What you will do: Write out all lines holding the word "Tailwind".

##### Materials provided

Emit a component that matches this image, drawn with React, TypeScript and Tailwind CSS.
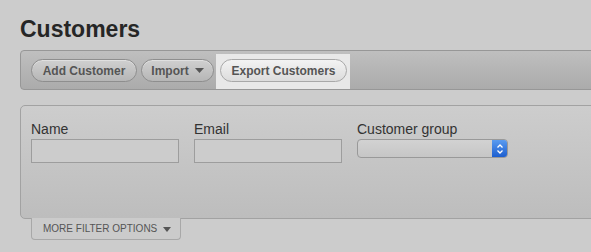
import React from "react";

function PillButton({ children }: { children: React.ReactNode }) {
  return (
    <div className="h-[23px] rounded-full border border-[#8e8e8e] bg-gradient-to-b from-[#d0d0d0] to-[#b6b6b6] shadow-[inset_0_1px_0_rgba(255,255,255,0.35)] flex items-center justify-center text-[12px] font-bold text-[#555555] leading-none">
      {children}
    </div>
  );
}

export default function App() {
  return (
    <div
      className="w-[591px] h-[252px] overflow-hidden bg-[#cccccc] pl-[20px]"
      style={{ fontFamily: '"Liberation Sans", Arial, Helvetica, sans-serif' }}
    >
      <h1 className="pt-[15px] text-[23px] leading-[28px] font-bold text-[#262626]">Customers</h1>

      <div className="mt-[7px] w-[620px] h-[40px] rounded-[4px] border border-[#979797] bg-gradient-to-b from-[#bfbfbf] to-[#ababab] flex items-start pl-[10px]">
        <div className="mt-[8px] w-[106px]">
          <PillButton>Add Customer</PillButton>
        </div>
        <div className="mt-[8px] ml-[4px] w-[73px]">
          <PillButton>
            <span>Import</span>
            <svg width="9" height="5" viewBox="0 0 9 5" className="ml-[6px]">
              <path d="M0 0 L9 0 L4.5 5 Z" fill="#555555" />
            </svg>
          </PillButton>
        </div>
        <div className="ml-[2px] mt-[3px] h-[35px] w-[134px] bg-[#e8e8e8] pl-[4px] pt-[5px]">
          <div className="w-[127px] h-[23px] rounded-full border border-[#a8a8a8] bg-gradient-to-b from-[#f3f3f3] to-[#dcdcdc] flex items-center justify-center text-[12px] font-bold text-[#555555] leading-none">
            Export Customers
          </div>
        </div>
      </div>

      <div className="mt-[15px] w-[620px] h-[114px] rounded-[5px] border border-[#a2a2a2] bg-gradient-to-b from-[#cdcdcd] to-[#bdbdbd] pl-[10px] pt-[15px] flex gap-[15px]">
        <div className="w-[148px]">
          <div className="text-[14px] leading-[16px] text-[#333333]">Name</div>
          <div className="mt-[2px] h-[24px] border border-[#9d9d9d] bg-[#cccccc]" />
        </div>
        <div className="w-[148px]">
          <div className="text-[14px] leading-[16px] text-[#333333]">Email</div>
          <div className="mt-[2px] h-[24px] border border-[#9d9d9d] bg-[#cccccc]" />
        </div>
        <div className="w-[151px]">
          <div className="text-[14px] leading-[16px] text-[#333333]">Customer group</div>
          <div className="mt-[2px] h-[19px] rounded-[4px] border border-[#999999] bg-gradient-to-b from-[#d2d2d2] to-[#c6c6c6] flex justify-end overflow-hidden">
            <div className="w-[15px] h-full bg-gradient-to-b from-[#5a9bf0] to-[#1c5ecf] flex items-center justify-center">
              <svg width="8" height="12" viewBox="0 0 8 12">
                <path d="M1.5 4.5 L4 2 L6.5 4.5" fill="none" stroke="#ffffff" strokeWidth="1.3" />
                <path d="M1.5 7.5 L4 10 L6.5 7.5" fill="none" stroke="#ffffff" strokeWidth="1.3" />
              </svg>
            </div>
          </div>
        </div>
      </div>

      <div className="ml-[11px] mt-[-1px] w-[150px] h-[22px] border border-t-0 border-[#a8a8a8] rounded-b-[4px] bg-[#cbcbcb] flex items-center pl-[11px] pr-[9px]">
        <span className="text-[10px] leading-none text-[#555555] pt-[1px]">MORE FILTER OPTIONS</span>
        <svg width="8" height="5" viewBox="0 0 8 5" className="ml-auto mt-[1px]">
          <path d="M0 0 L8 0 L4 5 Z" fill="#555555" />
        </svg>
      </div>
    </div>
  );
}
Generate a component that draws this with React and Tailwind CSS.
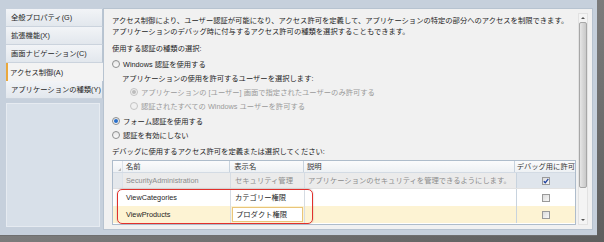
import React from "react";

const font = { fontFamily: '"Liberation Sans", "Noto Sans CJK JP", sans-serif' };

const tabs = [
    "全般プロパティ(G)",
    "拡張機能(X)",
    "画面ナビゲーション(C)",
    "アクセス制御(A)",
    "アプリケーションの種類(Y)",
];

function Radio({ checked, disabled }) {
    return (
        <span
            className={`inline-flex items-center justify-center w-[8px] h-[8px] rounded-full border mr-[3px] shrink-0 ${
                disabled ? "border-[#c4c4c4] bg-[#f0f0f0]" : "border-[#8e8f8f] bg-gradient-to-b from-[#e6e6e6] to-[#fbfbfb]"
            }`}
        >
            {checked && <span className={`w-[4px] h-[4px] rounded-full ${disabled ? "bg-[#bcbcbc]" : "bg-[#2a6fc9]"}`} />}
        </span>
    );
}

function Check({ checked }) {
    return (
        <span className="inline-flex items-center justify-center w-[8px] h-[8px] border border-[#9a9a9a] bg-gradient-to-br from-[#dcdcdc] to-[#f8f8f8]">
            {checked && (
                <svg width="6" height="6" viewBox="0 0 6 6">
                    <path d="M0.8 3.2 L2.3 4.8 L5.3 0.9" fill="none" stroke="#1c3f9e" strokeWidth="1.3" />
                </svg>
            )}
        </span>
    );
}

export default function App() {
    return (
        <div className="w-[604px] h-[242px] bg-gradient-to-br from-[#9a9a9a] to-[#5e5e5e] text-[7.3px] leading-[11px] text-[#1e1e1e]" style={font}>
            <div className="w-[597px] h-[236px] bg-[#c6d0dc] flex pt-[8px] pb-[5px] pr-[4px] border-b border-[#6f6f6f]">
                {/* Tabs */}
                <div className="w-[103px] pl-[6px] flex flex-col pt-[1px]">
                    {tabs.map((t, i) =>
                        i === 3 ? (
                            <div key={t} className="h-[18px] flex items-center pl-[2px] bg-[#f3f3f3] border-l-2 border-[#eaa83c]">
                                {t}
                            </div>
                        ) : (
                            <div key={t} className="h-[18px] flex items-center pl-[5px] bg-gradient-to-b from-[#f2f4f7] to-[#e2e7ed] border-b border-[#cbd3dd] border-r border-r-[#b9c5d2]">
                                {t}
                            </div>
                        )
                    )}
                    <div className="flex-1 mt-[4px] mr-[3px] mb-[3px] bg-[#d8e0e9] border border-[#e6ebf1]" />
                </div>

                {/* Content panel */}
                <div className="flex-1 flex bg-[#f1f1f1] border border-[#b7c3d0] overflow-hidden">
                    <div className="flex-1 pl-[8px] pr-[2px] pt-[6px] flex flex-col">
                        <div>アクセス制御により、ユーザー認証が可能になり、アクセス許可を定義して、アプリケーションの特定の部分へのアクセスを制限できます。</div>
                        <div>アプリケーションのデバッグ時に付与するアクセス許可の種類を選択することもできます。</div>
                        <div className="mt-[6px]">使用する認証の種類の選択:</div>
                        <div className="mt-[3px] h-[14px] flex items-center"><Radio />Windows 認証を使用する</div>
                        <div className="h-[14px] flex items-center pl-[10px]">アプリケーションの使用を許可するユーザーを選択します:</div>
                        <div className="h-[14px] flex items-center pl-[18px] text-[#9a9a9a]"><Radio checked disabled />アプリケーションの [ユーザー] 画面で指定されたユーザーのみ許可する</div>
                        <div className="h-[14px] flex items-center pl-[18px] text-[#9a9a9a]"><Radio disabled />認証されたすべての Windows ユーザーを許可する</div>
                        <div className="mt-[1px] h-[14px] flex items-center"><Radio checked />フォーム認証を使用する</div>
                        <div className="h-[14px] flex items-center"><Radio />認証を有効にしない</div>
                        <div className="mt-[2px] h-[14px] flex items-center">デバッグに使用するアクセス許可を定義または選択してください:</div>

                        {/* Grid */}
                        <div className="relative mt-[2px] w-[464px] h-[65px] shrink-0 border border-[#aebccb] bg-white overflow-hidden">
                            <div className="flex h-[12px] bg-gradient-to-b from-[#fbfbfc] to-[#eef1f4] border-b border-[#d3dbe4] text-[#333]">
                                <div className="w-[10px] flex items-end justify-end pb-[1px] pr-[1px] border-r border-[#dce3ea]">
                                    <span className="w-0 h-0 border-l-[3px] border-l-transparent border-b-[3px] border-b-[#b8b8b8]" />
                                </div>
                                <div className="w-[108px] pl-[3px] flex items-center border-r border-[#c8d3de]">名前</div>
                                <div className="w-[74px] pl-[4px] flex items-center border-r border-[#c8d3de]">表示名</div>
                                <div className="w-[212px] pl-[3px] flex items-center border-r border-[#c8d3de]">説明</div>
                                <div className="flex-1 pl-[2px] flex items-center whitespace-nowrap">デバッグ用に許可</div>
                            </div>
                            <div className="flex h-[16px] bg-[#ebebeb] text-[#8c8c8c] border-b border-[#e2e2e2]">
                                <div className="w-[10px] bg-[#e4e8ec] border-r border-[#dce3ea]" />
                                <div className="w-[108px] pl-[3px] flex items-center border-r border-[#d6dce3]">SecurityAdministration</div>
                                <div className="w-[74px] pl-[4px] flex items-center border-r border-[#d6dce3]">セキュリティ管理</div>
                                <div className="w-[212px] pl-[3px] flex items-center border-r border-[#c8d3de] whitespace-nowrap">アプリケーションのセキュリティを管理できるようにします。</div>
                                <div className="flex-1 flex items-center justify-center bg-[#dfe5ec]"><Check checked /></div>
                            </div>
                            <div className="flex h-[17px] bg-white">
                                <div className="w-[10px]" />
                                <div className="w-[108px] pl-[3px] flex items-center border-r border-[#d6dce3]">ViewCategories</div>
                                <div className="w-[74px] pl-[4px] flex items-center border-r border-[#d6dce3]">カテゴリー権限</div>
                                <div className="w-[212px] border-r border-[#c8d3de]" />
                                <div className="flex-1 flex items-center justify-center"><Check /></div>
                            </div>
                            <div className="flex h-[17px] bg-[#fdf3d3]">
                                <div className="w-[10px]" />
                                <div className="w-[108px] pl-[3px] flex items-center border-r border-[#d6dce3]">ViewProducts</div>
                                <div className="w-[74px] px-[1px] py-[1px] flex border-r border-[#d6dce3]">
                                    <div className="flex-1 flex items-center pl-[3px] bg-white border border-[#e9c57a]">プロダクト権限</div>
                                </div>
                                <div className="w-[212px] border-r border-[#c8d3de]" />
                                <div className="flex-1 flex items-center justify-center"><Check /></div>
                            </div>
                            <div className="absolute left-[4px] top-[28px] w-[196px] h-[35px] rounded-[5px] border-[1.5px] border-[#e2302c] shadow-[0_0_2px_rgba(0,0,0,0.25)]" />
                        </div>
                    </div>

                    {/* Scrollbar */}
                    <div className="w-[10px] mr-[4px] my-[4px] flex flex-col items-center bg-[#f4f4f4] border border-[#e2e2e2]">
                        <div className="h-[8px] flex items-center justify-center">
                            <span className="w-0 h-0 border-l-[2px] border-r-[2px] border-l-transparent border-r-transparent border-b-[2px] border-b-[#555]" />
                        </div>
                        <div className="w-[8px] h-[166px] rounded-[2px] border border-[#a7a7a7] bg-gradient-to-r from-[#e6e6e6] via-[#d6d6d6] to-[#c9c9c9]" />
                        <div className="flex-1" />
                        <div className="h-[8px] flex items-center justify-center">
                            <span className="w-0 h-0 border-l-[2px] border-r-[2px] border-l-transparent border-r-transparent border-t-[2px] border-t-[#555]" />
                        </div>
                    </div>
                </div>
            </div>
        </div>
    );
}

##########

Solved exercise:
Emit a component that matches this image, drawn with React, TypeScript and Tailwind CSS.
Generate a component that draws this with React and Tailwind CSS.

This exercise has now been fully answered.